>> start
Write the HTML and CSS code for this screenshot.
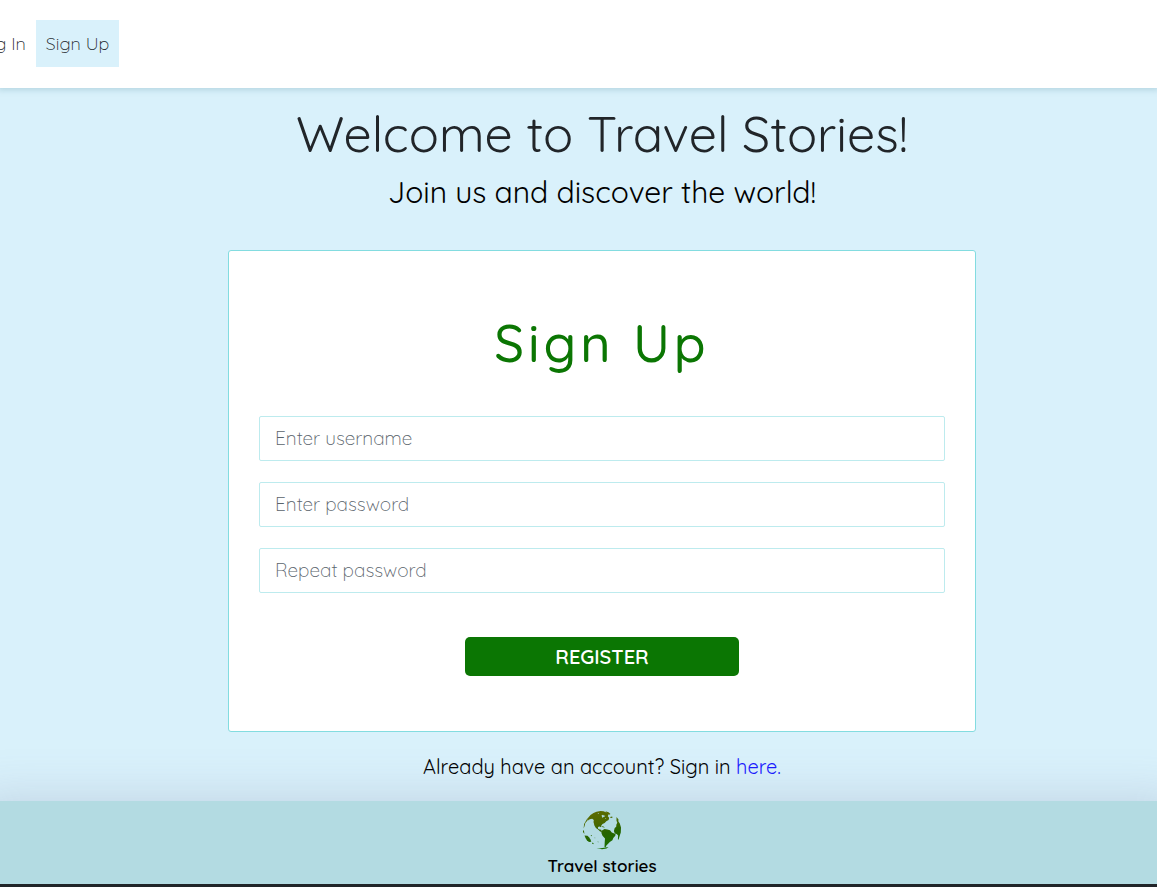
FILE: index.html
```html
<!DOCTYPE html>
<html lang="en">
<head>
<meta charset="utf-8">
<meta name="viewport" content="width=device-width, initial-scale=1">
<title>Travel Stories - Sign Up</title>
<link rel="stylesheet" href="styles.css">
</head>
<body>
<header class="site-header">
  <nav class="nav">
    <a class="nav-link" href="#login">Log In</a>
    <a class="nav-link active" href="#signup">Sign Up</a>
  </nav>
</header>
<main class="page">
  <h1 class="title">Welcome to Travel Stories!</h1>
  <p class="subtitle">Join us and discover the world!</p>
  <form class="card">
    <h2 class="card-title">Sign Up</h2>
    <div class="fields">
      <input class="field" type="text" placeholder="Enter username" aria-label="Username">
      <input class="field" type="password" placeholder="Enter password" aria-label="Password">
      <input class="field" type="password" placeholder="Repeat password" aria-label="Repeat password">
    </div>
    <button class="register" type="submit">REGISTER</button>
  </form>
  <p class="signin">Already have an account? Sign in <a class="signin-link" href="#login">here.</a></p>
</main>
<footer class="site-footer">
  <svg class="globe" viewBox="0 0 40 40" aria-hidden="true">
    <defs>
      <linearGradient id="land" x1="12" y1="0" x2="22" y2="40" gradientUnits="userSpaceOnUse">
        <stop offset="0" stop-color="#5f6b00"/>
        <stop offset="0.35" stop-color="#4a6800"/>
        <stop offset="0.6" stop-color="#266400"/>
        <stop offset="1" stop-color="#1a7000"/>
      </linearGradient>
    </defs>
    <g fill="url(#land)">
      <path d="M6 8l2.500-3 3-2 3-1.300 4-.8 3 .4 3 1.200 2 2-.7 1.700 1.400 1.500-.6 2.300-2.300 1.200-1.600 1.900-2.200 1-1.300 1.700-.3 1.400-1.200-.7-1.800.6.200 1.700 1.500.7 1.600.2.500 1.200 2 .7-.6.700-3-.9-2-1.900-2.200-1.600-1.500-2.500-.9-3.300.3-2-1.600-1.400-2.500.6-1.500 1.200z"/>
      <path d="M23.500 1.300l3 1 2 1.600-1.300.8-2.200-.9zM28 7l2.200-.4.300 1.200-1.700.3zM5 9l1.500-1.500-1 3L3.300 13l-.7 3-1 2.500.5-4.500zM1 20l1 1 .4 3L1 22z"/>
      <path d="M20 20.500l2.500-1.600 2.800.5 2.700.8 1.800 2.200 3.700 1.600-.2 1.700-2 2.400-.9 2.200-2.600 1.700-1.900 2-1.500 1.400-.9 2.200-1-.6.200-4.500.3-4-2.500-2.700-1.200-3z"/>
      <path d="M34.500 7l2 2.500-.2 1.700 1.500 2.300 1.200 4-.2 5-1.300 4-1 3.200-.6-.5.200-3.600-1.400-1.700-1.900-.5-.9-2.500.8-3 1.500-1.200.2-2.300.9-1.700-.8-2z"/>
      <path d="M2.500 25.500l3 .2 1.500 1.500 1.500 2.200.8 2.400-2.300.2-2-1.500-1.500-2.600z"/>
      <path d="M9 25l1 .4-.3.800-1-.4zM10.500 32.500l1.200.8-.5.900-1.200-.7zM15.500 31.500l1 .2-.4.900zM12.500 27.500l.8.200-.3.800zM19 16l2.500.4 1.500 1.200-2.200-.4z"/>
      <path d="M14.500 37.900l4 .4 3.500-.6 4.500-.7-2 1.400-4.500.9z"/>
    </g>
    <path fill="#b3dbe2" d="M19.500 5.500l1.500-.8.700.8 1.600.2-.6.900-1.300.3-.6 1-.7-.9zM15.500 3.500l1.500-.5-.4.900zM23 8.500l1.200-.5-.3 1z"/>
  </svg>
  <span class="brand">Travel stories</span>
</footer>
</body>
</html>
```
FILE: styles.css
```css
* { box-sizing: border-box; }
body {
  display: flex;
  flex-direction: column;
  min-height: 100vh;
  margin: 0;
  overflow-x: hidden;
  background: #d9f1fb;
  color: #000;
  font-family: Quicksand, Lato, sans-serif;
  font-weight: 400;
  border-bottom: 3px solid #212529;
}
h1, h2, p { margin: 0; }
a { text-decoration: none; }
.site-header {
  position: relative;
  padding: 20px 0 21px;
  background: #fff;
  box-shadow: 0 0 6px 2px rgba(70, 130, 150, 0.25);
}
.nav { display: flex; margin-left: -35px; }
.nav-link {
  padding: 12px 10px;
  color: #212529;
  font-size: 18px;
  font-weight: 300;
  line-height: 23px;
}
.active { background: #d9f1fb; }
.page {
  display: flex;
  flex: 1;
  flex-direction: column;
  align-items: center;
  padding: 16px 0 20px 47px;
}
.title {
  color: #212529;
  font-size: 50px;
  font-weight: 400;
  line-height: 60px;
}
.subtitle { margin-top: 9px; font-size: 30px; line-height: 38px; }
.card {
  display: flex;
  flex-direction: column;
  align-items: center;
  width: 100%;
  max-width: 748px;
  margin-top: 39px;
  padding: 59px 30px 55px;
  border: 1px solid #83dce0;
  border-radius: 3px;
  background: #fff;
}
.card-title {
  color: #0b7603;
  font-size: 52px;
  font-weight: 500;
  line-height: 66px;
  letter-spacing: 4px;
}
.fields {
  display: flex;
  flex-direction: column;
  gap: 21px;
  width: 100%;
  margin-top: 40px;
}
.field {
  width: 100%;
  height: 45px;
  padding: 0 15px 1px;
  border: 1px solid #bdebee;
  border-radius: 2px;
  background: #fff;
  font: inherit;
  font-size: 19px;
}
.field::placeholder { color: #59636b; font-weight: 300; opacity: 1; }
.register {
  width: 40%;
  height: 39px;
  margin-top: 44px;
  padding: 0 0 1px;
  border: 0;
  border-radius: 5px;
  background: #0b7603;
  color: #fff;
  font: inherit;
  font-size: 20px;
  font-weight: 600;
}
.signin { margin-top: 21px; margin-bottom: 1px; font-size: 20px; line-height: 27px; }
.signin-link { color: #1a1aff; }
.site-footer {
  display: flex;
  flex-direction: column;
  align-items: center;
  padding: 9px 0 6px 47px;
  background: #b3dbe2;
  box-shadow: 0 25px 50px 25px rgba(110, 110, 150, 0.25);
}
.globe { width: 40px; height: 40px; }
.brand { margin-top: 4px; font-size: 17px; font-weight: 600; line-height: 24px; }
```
>> end
Copy the whole of the material above exactly, but not its images.

Write the HTML and CSS code for this screenshot.
FILE: index.html
```html
<!DOCTYPE html>
<html lang="en">
<head>
<meta charset="utf-8">
<meta name="viewport" content="width=device-width, initial-scale=1">
<title>Travel Stories - Sign Up</title>
<link rel="stylesheet" href="styles.css">
</head>
<body>
<header class="site-header">
  <nav class="nav">
    <a class="nav-link" href="#login">Log In</a>
    <a class="nav-link active" href="#signup">Sign Up</a>
  </nav>
</header>
<main class="page">
  <h1 class="title">Welcome to Travel Stories!</h1>
  <p class="subtitle">Join us and discover the world!</p>
  <form class="card">
    <h2 class="card-title">Sign Up</h2>
    <div class="fields">
      <input class="field" type="text" placeholder="Enter username" aria-label="Username">
      <input class="field" type="password" placeholder="Enter password" aria-label="Password">
      <input class="field" type="password" placeholder="Repeat password" aria-label="Repeat password">
    </div>
    <button class="register" type="submit">REGISTER</button>
  </form>
  <p class="signin">Already have an account? Sign in <a class="signin-link" href="#login">here.</a></p>
</main>
<footer class="site-footer">
  <svg class="globe" viewBox="0 0 40 40" aria-hidden="true">
    <defs>
      <linearGradient id="land" x1="12" y1="0" x2="22" y2="40" gradientUnits="userSpaceOnUse">
        <stop offset="0" stop-color="#5f6b00"/>
        <stop offset="0.35" stop-color="#4a6800"/>
        <stop offset="0.6" stop-color="#266400"/>
        <stop offset="1" stop-color="#1a7000"/>
      </linearGradient>
    </defs>
    <g fill="url(#land)">
      <path d="M6 8l2.500-3 3-2 3-1.300 4-.8 3 .4 3 1.200 2 2-.7 1.700 1.400 1.500-.6 2.300-2.300 1.200-1.600 1.900-2.200 1-1.300 1.700-.3 1.400-1.200-.7-1.800.6.200 1.700 1.500.7 1.600.2.500 1.200 2 .7-.6.700-3-.9-2-1.900-2.200-1.600-1.500-2.500-.9-3.300.3-2-1.600-1.400-2.500.6-1.500 1.200z"/>
      <path d="M23.500 1.300l3 1 2 1.600-1.300.8-2.200-.9zM28 7l2.200-.4.300 1.200-1.700.3zM5 9l1.500-1.500-1 3L3.300 13l-.7 3-1 2.500.5-4.500zM1 20l1 1 .4 3L1 22z"/>
      <path d="M20 20.500l2.500-1.600 2.800.5 2.700.8 1.800 2.200 3.700 1.600-.2 1.700-2 2.400-.9 2.200-2.600 1.700-1.900 2-1.500 1.400-.9 2.200-1-.6.200-4.500.3-4-2.500-2.700-1.200-3z"/>
      <path d="M34.500 7l2 2.500-.2 1.700 1.500 2.300 1.200 4-.2 5-1.300 4-1 3.200-.6-.5.200-3.600-1.400-1.700-1.900-.5-.9-2.500.8-3 1.500-1.200.2-2.300.9-1.700-.8-2z"/>
      <path d="M2.500 25.500l3 .2 1.500 1.500 1.500 2.200.8 2.400-2.300.2-2-1.500-1.500-2.600z"/>
      <path d="M9 25l1 .4-.3.800-1-.4zM10.500 32.500l1.200.8-.5.900-1.200-.7zM15.500 31.500l1 .2-.4.900zM12.500 27.500l.8.200-.3.800zM19 16l2.500.4 1.500 1.200-2.200-.4z"/>
      <path d="M14.500 37.900l4 .4 3.500-.6 4.500-.7-2 1.400-4.500.9z"/>
    </g>
    <path fill="#b3dbe2" d="M19.500 5.500l1.500-.8.700.8 1.600.2-.6.900-1.300.3-.6 1-.7-.9zM15.500 3.500l1.500-.5-.4.900zM23 8.500l1.200-.5-.3 1z"/>
  </svg>
  <span class="brand">Travel stories</span>
</footer>
</body>
</html>
```
FILE: styles.css
```css
* { box-sizing: border-box; }
body {
  display: flex;
  flex-direction: column;
  min-height: 100vh;
  margin: 0;
  overflow-x: hidden;
  background: #d9f1fb;
  color: #000;
  font-family: Quicksand, Lato, sans-serif;
  font-weight: 400;
  border-bottom: 3px solid #212529;
}
h1, h2, p { margin: 0; }
a { text-decoration: none; }
.site-header {
  position: relative;
  padding: 20px 0 21px;
  background: #fff;
  box-shadow: 0 0 6px 2px rgba(70, 130, 150, 0.25);
}
.nav { display: flex; margin-left: -35px; }
.nav-link {
  padding: 12px 10px;
  color: #212529;
  font-size: 18px;
  font-weight: 300;
  line-height: 23px;
}
.active { background: #d9f1fb; }
.page {
  display: flex;
  flex: 1;
  flex-direction: column;
  align-items: center;
  padding: 16px 0 20px 47px;
}
.title {
  color: #212529;
  font-size: 50px;
  font-weight: 400;
  line-height: 60px;
}
.subtitle { margin-top: 9px; font-size: 30px; line-height: 38px; }
.card {
  display: flex;
  flex-direction: column;
  align-items: center;
  width: 100%;
  max-width: 748px;
  margin-top: 39px;
  padding: 59px 30px 55px;
  border: 1px solid #83dce0;
  border-radius: 3px;
  background: #fff;
}
.card-title {
  color: #0b7603;
  font-size: 52px;
  font-weight: 500;
  line-height: 66px;
  letter-spacing: 4px;
}
.fields {
  display: flex;
  flex-direction: column;
  gap: 21px;
  width: 100%;
  margin-top: 40px;
}
.field {
  width: 100%;
  height: 45px;
  padding: 0 15px 1px;
  border: 1px solid #bdebee;
  border-radius: 2px;
  background: #fff;
  font: inherit;
  font-size: 19px;
}
.field::placeholder { color: #59636b; font-weight: 300; opacity: 1; }
.register {
  width: 40%;
  height: 39px;
  margin-top: 44px;
  padding: 0 0 1px;
  border: 0;
  border-radius: 5px;
  background: #0b7603;
  color: #fff;
  font: inherit;
  font-size: 20px;
  font-weight: 600;
}
.signin { margin-top: 21px; margin-bottom: 1px; font-size: 20px; line-height: 27px; }
.signin-link { color: #1a1aff; }
.site-footer {
  display: flex;
  flex-direction: column;
  align-items: center;
  padding: 9px 0 6px 47px;
  background: #b3dbe2;
  box-shadow: 0 25px 50px 25px rgba(110, 110, 150, 0.25);
}
.globe { width: 40px; height: 40px; }
.brand { margin-top: 4px; font-size: 17px; font-weight: 600; line-height: 24px; }
```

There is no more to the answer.